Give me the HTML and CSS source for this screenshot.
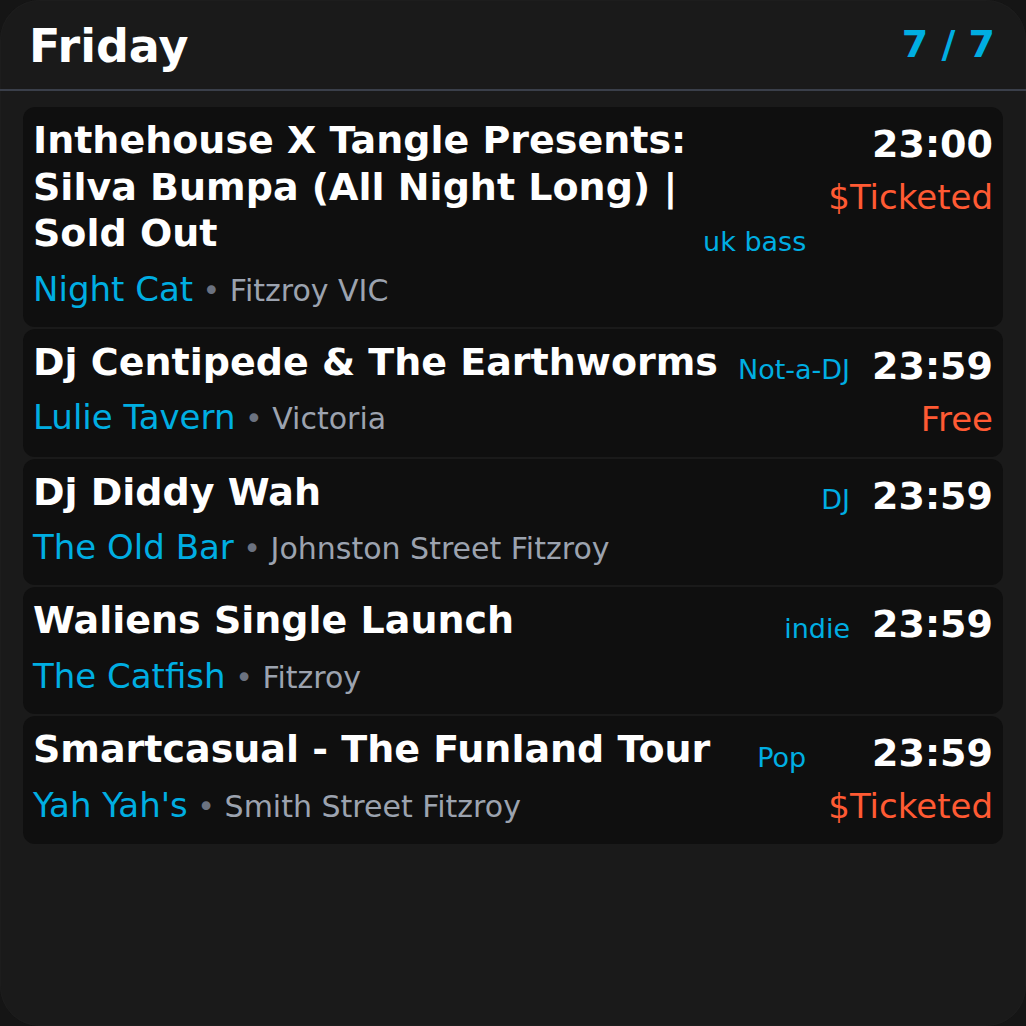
FILE: index.html
```html
<!DOCTYPE html>
<html lang="en">
<head>
<meta charset="utf-8">
<title>Friday</title>
<link rel="stylesheet" href="styles.css">
</head>
<body>
<div class="app">
  <header class="hdr">
    <h1 class="day">Friday</h1>
    <div class="count">7 / 7</div>
  </header>
  <div class="list">
    <div class="card">
      <div class="main">
        <div class="top">
          <div class="title">Inthehouse X Tangle Presents: Silva Bumpa (All Night Long) | Sold Out</div>
          <div class="genre">uk bass</div>
        </div>
        <div class="venue"><span class="vname">Night Cat</span><span class="dot"> • </span><span class="loc">Fitzroy VIC</span></div>
      </div>
      <div class="side">
        <div class="time">23:00</div>
        <div class="price">$Ticketed</div>
      </div>
    </div>
    <div class="card">
      <div class="main">
        <div class="top">
          <div class="title">Dj Centipede &amp; The Earthworms</div>
          <div class="genre">Not-a-DJ</div>
        </div>
        <div class="venue"><span class="vname">Lulie Tavern</span><span class="dot"> • </span><span class="loc">Victoria</span></div>
      </div>
      <div class="side">
        <div class="time">23:59</div>
        <div class="price">Free</div>
      </div>
    </div>
    <div class="card">
      <div class="main">
        <div class="top">
          <div class="title">Dj Diddy Wah</div>
          <div class="genre">DJ</div>
        </div>
        <div class="venue"><span class="vname">The Old Bar</span><span class="dot"> • </span><span class="loc">Johnston Street Fitzroy</span></div>
      </div>
      <div class="side">
        <div class="time">23:59</div>
      </div>
    </div>
    <div class="card">
      <div class="main">
        <div class="top">
          <div class="title">Waliens Single Launch</div>
          <div class="genre">indie</div>
        </div>
        <div class="venue"><span class="vname">The Catfish</span><span class="dot"> • </span><span class="loc">Fitzroy</span></div>
      </div>
      <div class="side">
        <div class="time">23:59</div>
      </div>
    </div>
    <div class="card">
      <div class="main">
        <div class="top">
          <div class="title">Smartcasual - The Funland Tour</div>
          <div class="genre">Pop</div>
        </div>
        <div class="venue"><span class="vname">Yah Yah's</span><span class="dot"> • </span><span class="loc">Smith Street Fitzroy</span></div>
      </div>
      <div class="side">
        <div class="time">23:59</div>
        <div class="price">$Ticketed</div>
      </div>
    </div>
  </div>
</div>
</body>
</html>
```

FILE: styles.css
```css
html, body {
  margin: 0;
  padding: 0;
  background: #151515;
}
body {
  font-family: "DejaVu Sans", "Liberation Sans", sans-serif;
  color: #ffffff;
}
.app {
  box-sizing: border-box;
  width: 1026px;
  height: 1026px;
  background: #1a1a1a;
  border-radius: 40px;
  box-shadow: inset 0 0 0 1px #1d1d1d;
  overflow: hidden;
}
.hdr {
  display: flex;
  align-items: center;
  justify-content: space-between;
  padding: 19px 31px 16px 29px;
  border-bottom: 2px solid #3a3f4a;
}
.day {
  margin: 0;
  font-size: 46px;
  font-weight: bold;
  line-height: 54px;
  color: #ffffff;
}
.count {
  font-size: 38px;
  font-weight: bold;
  color: #00aee2;
  line-height: 44px;
  padding-bottom: 4px;
}
.list {
  display: flex;
  flex-direction: column;
  gap: 2px;
  padding: 16px 23px 0;
}
.card {
  display: flex;
  align-items: flex-start;
  gap: 22px;
  background: #0f0f0f;
  border-radius: 12px;
  padding: 10px 10px 16px;
}
.main {
  flex: 1;
  min-width: 0;
}
.top {
  display: flex;
  align-items: flex-end;
  gap: 6px;
}
.title {
  flex: 1;
  font-size: 38px;
  font-weight: bold;
  line-height: 46.6px;
  color: #ffffff;
}
.genre {
  font-size: 27px;
  color: #00aee2;
  white-space: nowrap;
}
.venue {
  margin-top: 11px;
  font-size: 34px;
  line-height: 43px;
  white-space: nowrap;
}
.venue span {
  line-height: 1;
}
.vname {
  font-size: 34px;
  color: #00aee2;
}
.dot {
  font-size: 30px;
  color: #6b7280;
}
.loc {
  font-size: 30px;
  color: #9ca3af;
}
.side {
  text-align: right;
  padding-top: 4px;
  white-space: nowrap;
}
.time {
  font-size: 38px;
  font-weight: bold;
  line-height: 46px;
  color: #ffffff;
}
.price {
  margin-top: 9px;
  font-size: 34px;
  line-height: 43px;
  color: #ff5a33;
}
```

REQUIRED WORK -
Output an exact copy of the material, with the pictures removed.

EXPECTED ANSWER -
Give me the HTML and CSS source for this screenshot.
FILE: index.html
```html
<!DOCTYPE html>
<html lang="en">
<head>
<meta charset="utf-8">
<title>Friday</title>
<link rel="stylesheet" href="styles.css">
</head>
<body>
<div class="app">
  <header class="hdr">
    <h1 class="day">Friday</h1>
    <div class="count">7 / 7</div>
  </header>
  <div class="list">
    <div class="card">
      <div class="main">
        <div class="top">
          <div class="title">Inthehouse X Tangle Presents: Silva Bumpa (All Night Long) | Sold Out</div>
          <div class="genre">uk bass</div>
        </div>
        <div class="venue"><span class="vname">Night Cat</span><span class="dot"> • </span><span class="loc">Fitzroy VIC</span></div>
      </div>
      <div class="side">
        <div class="time">23:00</div>
        <div class="price">$Ticketed</div>
      </div>
    </div>
    <div class="card">
      <div class="main">
        <div class="top">
          <div class="title">Dj Centipede &amp; The Earthworms</div>
          <div class="genre">Not-a-DJ</div>
        </div>
        <div class="venue"><span class="vname">Lulie Tavern</span><span class="dot"> • </span><span class="loc">Victoria</span></div>
      </div>
      <div class="side">
        <div class="time">23:59</div>
        <div class="price">Free</div>
      </div>
    </div>
    <div class="card">
      <div class="main">
        <div class="top">
          <div class="title">Dj Diddy Wah</div>
          <div class="genre">DJ</div>
        </div>
        <div class="venue"><span class="vname">The Old Bar</span><span class="dot"> • </span><span class="loc">Johnston Street Fitzroy</span></div>
      </div>
      <div class="side">
        <div class="time">23:59</div>
      </div>
    </div>
    <div class="card">
      <div class="main">
        <div class="top">
          <div class="title">Waliens Single Launch</div>
          <div class="genre">indie</div>
        </div>
        <div class="venue"><span class="vname">The Catfish</span><span class="dot"> • </span><span class="loc">Fitzroy</span></div>
      </div>
      <div class="side">
        <div class="time">23:59</div>
      </div>
    </div>
    <div class="card">
      <div class="main">
        <div class="top">
          <div class="title">Smartcasual - The Funland Tour</div>
          <div class="genre">Pop</div>
        </div>
        <div class="venue"><span class="vname">Yah Yah's</span><span class="dot"> • </span><span class="loc">Smith Street Fitzroy</span></div>
      </div>
      <div class="side">
        <div class="time">23:59</div>
        <div class="price">$Ticketed</div>
      </div>
    </div>
  </div>
</div>
</body>
</html>
```

FILE: styles.css
```css
html, body {
  margin: 0;
  padding: 0;
  background: #151515;
}
body {
  font-family: "DejaVu Sans", "Liberation Sans", sans-serif;
  color: #ffffff;
}
.app {
  box-sizing: border-box;
  width: 1026px;
  height: 1026px;
  background: #1a1a1a;
  border-radius: 40px;
  box-shadow: inset 0 0 0 1px #1d1d1d;
  overflow: hidden;
}
.hdr {
  display: flex;
  align-items: center;
  justify-content: space-between;
  padding: 19px 31px 16px 29px;
  border-bottom: 2px solid #3a3f4a;
}
.day {
  margin: 0;
  font-size: 46px;
  font-weight: bold;
  line-height: 54px;
  color: #ffffff;
}
.count {
  font-size: 38px;
  font-weight: bold;
  color: #00aee2;
  line-height: 44px;
  padding-bottom: 4px;
}
.list {
  display: flex;
  flex-direction: column;
  gap: 2px;
  padding: 16px 23px 0;
}
.card {
  display: flex;
  align-items: flex-start;
  gap: 22px;
  background: #0f0f0f;
  border-radius: 12px;
  padding: 10px 10px 16px;
}
.main {
  flex: 1;
  min-width: 0;
}
.top {
  display: flex;
  align-items: flex-end;
  gap: 6px;
}
.title {
  flex: 1;
  font-size: 38px;
  font-weight: bold;
  line-height: 46.6px;
  color: #ffffff;
}
.genre {
  font-size: 27px;
  color: #00aee2;
  white-space: nowrap;
}
.venue {
  margin-top: 11px;
  font-size: 34px;
  line-height: 43px;
  white-space: nowrap;
}
.venue span {
  line-height: 1;
}
.vname {
  font-size: 34px;
  color: #00aee2;
}
.dot {
  font-size: 30px;
  color: #6b7280;
}
.loc {
  font-size: 30px;
  color: #9ca3af;
}
.side {
  text-align: right;
  padding-top: 4px;
  white-space: nowrap;
}
.time {
  font-size: 38px;
  font-weight: bold;
  line-height: 46px;
  color: #ffffff;
}
.price {
  margin-top: 9px;
  font-size: 34px;
  line-height: 43px;
  color: #ff5a33;
}
```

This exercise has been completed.